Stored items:
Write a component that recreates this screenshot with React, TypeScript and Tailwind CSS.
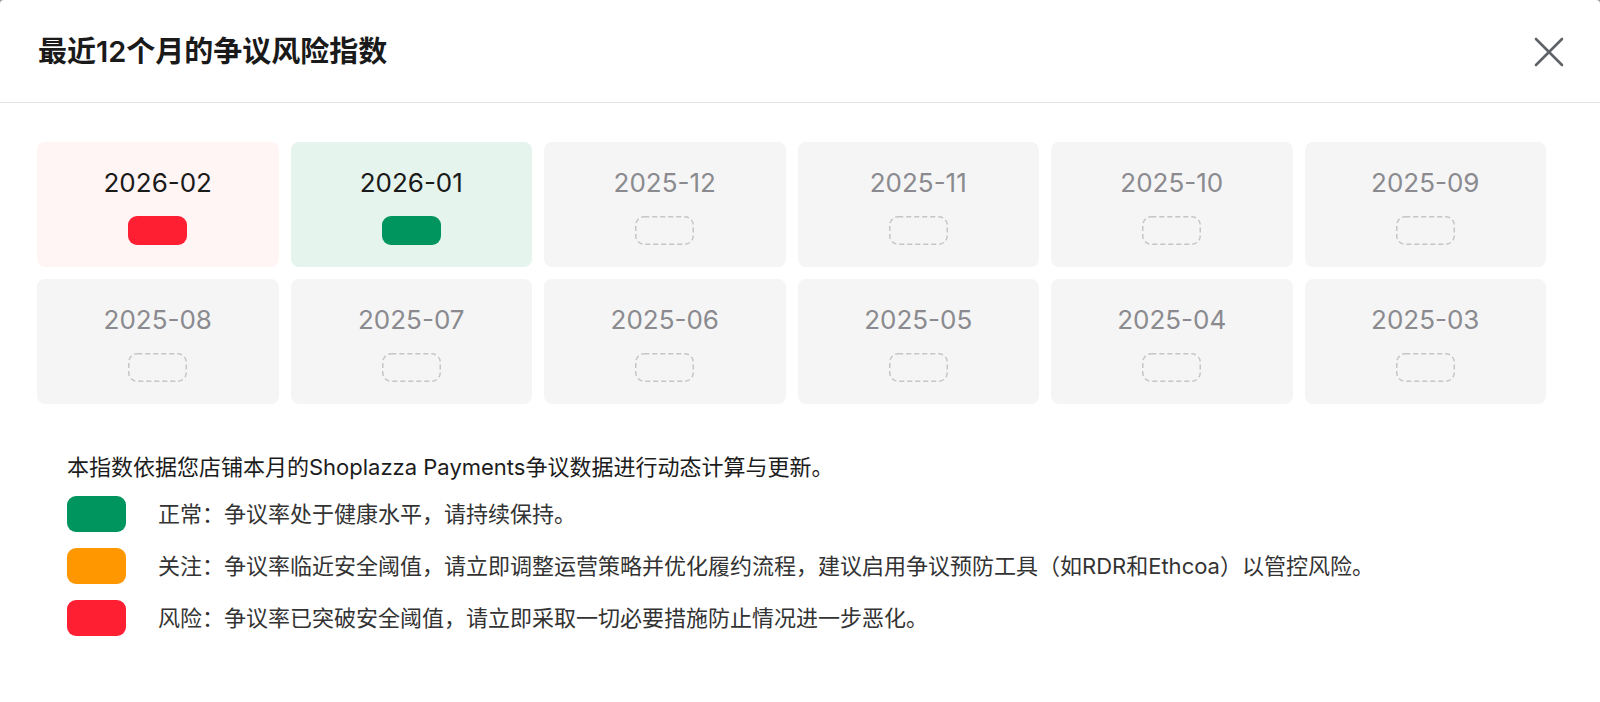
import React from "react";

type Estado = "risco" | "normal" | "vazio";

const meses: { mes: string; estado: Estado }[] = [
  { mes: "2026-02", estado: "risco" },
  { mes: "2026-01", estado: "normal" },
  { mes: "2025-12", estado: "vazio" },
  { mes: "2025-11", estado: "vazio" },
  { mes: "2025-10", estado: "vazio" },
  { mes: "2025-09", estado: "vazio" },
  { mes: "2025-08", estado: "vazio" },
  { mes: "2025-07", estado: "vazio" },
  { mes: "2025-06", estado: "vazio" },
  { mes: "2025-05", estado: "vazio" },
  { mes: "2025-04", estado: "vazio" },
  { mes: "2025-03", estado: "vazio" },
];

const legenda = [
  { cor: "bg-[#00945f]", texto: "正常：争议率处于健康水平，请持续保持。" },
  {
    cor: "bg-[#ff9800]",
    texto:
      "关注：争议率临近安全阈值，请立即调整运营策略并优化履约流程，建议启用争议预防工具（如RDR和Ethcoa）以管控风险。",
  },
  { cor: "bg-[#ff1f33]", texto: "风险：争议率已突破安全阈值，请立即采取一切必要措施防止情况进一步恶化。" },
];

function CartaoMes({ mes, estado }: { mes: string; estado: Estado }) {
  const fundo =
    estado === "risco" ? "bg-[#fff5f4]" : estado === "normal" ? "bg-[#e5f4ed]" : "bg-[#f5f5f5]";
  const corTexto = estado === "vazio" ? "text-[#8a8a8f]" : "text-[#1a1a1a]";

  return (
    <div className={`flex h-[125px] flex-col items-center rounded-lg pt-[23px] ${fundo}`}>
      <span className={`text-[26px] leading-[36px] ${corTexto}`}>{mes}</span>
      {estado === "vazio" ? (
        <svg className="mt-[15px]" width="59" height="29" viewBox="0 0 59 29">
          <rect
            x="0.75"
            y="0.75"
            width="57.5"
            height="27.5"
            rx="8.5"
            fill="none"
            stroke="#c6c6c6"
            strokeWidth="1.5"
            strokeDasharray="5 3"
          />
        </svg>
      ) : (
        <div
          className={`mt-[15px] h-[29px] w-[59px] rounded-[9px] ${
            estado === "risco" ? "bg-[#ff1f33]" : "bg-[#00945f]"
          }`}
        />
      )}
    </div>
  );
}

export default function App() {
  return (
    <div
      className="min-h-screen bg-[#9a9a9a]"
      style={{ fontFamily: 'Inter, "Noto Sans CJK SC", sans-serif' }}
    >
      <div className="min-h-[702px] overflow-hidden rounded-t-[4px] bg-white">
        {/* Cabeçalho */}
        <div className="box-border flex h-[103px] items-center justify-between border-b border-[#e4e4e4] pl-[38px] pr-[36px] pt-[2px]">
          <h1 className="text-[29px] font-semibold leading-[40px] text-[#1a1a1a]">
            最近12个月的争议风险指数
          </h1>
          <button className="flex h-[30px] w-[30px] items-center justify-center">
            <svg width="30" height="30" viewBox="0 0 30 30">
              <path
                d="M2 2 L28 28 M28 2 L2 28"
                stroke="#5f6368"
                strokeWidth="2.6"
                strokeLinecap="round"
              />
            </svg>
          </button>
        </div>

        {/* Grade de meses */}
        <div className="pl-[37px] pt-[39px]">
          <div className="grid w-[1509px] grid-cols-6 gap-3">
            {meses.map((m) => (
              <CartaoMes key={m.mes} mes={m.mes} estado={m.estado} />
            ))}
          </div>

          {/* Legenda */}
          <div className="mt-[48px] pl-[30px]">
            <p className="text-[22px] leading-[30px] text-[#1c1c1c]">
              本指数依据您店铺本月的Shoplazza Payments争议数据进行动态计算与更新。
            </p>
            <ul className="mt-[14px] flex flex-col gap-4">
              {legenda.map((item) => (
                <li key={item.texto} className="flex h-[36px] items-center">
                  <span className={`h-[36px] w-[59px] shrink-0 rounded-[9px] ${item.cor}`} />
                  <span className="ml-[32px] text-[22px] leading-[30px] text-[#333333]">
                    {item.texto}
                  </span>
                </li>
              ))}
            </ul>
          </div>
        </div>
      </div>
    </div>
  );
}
--
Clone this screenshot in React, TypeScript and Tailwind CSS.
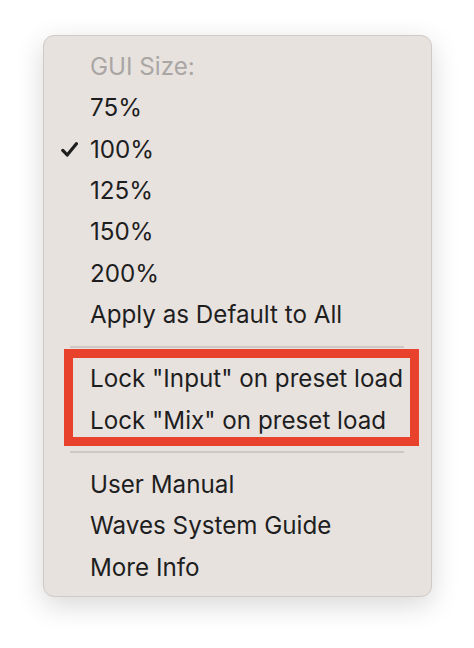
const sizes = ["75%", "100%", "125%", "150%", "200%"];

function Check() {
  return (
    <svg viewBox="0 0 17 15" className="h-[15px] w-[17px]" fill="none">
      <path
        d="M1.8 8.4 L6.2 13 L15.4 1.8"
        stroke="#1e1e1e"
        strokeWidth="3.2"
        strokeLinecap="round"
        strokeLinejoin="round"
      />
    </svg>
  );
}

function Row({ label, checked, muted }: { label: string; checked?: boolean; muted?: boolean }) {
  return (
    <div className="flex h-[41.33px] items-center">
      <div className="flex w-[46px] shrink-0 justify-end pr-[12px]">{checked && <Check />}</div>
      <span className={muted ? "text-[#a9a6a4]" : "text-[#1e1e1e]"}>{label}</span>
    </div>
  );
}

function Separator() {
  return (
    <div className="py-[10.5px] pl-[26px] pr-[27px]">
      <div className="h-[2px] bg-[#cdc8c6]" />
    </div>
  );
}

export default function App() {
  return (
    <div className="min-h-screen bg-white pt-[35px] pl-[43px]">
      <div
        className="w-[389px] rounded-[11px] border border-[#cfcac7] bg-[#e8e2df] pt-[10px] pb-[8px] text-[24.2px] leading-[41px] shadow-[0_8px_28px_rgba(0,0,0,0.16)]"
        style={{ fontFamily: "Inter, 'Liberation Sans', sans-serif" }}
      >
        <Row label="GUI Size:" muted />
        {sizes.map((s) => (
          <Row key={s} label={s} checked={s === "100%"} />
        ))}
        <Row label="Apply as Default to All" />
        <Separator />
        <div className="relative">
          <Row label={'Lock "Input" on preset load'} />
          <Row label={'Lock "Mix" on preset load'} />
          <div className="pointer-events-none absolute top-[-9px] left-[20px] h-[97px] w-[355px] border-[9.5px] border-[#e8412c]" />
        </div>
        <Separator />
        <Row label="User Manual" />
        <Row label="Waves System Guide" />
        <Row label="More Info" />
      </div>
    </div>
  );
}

WORK REQUIRED: Search the data for the string "Tailwind". List each line that has it.

SOLUTION TO THIS PROBLEM:
Write a component that recreates this screenshot with React, TypeScript and Tailwind CSS.
Clone this screenshot in React, TypeScript and Tailwind CSS.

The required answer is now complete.